Black elder (Sambucus nigra)
Light-colored wood with small pores. Not very rot resistant, so many pieces have visible damage from fungus and insects – some in an interesting way, some might still just end up heating the house. I have a lot of it, even a lot of completely healthy pieces. When worked, it stinks to the high heavens. Finished wood has a nice creamy-white-yellow color, when treated with ammonia the yellow becomes even more pronounced, becoming canary yellow, almost light orange.
Birch (Betula pendula)
I do not have big enough pieces to make whole kitchen knife sets, but I have enough smaller pieces with an interesting small burl or wavy pattern to make several dozens of puukko and possibly some wooden jewelry too. I also have some pieces that might be worthy of a chef’s knife, but most of them will be puukko. Birch has creamy white wood, very hard but not rot-resistant. Ammonia does change it to light brown.
I also managed over the years to get my hands on a few impressively thick pieces of birch bark, not only the papery outer layer. The thick bark is very hard and it does have an interesting pattern. It can be a bit brittle under tension, but it holds up under compression well, so it can be used as a spacer between the bolster and the handle, or for stacking handles.
White Oak (Quercus sp.)
I have a small box of handle scales cut out from crotch wood that I sorted out from firewood, although not very many. I also have a box of smaller pieces and several big-ish pieces of spalted and insect-damaged oak root balls from several smaller trees that died standing in the forest and I poached them from there several decades ago (it is legal to take dead wood from the forest here, but it must lay on the floor and only up to 7 cm in diameter). Those could make very interesting knives and knife blocks.
And then I have a big pile of prisms cut from an old church cross, here is just the tip of the woodberg. Enough for dozens of knives including blocks – from masive wood. This oak wood is mostly light brown, it can be made dark brown or nearly black with ammonia.
Garapa (Apuleia leiocarpa)
I have written about this in one previous post. I am not 100% certain about having the species identified correctly, but this is very dense and very hard wood with tiny pores, which is typical for wood from the family Fabaceae. It looks very promising, but unfortunately, all the pieces are of the same dimensions – 30×30 mm. That limits the type and shape of the knife handle that I can make. Even so, I do have enough for several knife sets including blocs. I have no idea how it behaves and how it reacts to ammonia treatment, I will have to find out.
Hawthorn (Crataegus sp.)
I was surprised to find this wood in my pile. I have no idea where and how I got it, it was probably in the pile of wood that I got from my cousin about twenty years ago. He worked at that time in park maintenance and got his hands on various species.
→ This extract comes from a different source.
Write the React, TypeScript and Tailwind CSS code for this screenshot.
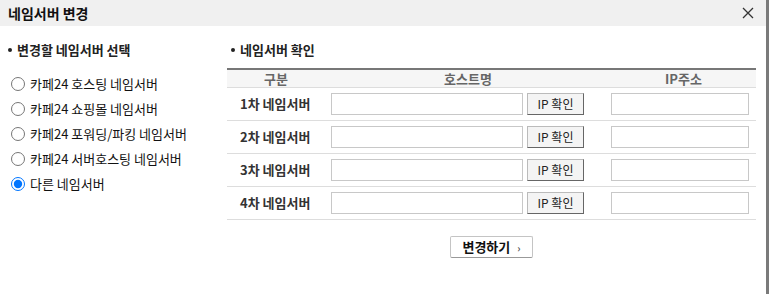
import React from 'react';

const options = [
    '카페24 호스팅 네임서버',
    '카페24 쇼핑몰 네임서버',
    '카페24 포워딩/파킹 네임서버',
    '카페24 서버호스팅 네임서버',
    '다른 네임서버',
];

const rows = ['1차 네임서버', '2차 네임서버', '3차 네임서버', '4차 네임서버'];

function Heading({ text }: { text: string }) {
    return (
        <div className="flex items-center h-5 text-[13px] font-bold text-[#222]">
            <span className="w-[4px] h-[4px] rounded-full bg-[#222] mr-[5px]" />
            {text}
        </div>
    );
}

export default function App() {
    return (
        <div
            className="relative w-[769px] h-[294px] bg-white overflow-hidden"
            style={{ fontFamily: '"Noto Sans CJK KR", "Noto Sans", sans-serif' }}
        >
            <div className="absolute right-0 top-0 w-[3px] h-full bg-[#7a7a7a]" />

            <div className="flex items-center justify-between h-[26px] w-[766px] bg-[#f0f0f0] pl-[8px] pr-[12px]">
                <h1 className="text-[14px] font-bold text-[#111]">네임서버 변경</h1>
                <svg width="12" height="12" viewBox="0 0 12 12" className="text-[#333]">
                    <path d="M1 1 L11 11 M11 1 L1 11" stroke="currentColor" strokeWidth="1.3" />
                </svg>
            </div>

            <div className="flex pt-[14px]">
                <div className="w-[227px] pl-[8px]">
                    <Heading text="변경할 네임서버 선택" />
                    <div className="flex flex-col mt-[13px] gap-[4px]">
                        {options.map((o, i) => (
                            <label key={o} className="flex items-center h-[21px] text-[13px] text-[#111]">
                                <input
                                    type="radio"
                                    name="ns"
                                    defaultChecked={i === 4}
                                    className="w-[14px] h-[14px] m-0 ml-[3px] mr-[5px]"
                                />
                                {o}
                            </label>
                        ))}
                    </div>
                </div>

                <div className="w-[529px] pl-[4px]">
                    <Heading text="네임서버 확인" />
                    <div className="mt-[8px] w-[529px] -ml-[4px] border-t-2 border-[#777]">
                        <div className="flex h-[18px] items-center bg-[#f6f6f6] border-b border-[#ddd] text-[13px] font-bold text-[#666]">
                            <span className="w-[98px] text-center">구분</span>
                            <span className="w-[286px] text-center">호스트명</span>
                            <span className="flex-1 text-center">IP주소</span>
                        </div>
                        {rows.map((r) => (
                            <div key={r} className="flex items-center h-[33px] border-b border-[#ddd]">
                                <span className="w-[104px] pl-[13px] text-[13px] font-bold text-[#333]">{r}</span>
                                <input className="w-[192px] h-[22px] border border-[#c8c8c8] bg-white" />
                                <button className="w-[57px] h-[22px] ml-[4px] border border-[#bbb] border-r-[#666] border-b-[#666] bg-[#f4f4f4] text-[12px] text-[#222]">
                                    IP 확인
                                </button>
                                <input className="w-[138px] h-[22px] ml-[27px] border border-[#c8c8c8] bg-white" />
                            </div>
                        ))}
                        <div className="flex justify-center mt-[16px]">
                            <button className="flex items-center gap-[7px] h-[22px] w-[83px] justify-center border border-[#c4c4c4] border-b-[#999] rounded-[2px] bg-white text-[13px] font-bold text-[#111]">
                                변경하기
                                <span className="text-[10px] font-bold text-[#555]">›</span>
                            </button>
                        </div>
                    </div>
                </div>
            </div>
        </div>
    );
}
It is hard and dense wood, but that is all I know, I haven’t made anything from it yet. One of my neighbors has several relatively freshly dead hawthorn trees on his property, I consider asking him if I could have some of them for crafting. It appears to be moderately interesting wood.
Apple (Malus domestica)
I have one small box of smaller pieces of burl, root, and crotch wood. There could be some very interesting knife handles in there.
I also have a lot of healthy apple wood, enough for several knife blocks and dozens of knives. But I will probably use it as a veneer for the blocks, I do not have that much. It is very prone to insect and fungus damage, so I had to toss a lot of it. But there is an upside to that too.
The upside is that I have several huge pieces of interestingly colored spalted apple wood, enough for luxury high-end cutlery sets. I am doing some research in that regard and I am coming to interesting – and favorable – conclusions.
Apple has small pores and not very distinct growth rings. I do not think I have many pieces with the heartwood-sapwood boundary because the sapwood was destroyed by wood borers and cracked, but I have enough heartwood to make some really interesting and pretty stuff. I do not know how apple responds to ammonia treatment yet. I suspect it would turn dark brown to nearly black.
That’s all for today, there will be several more posts.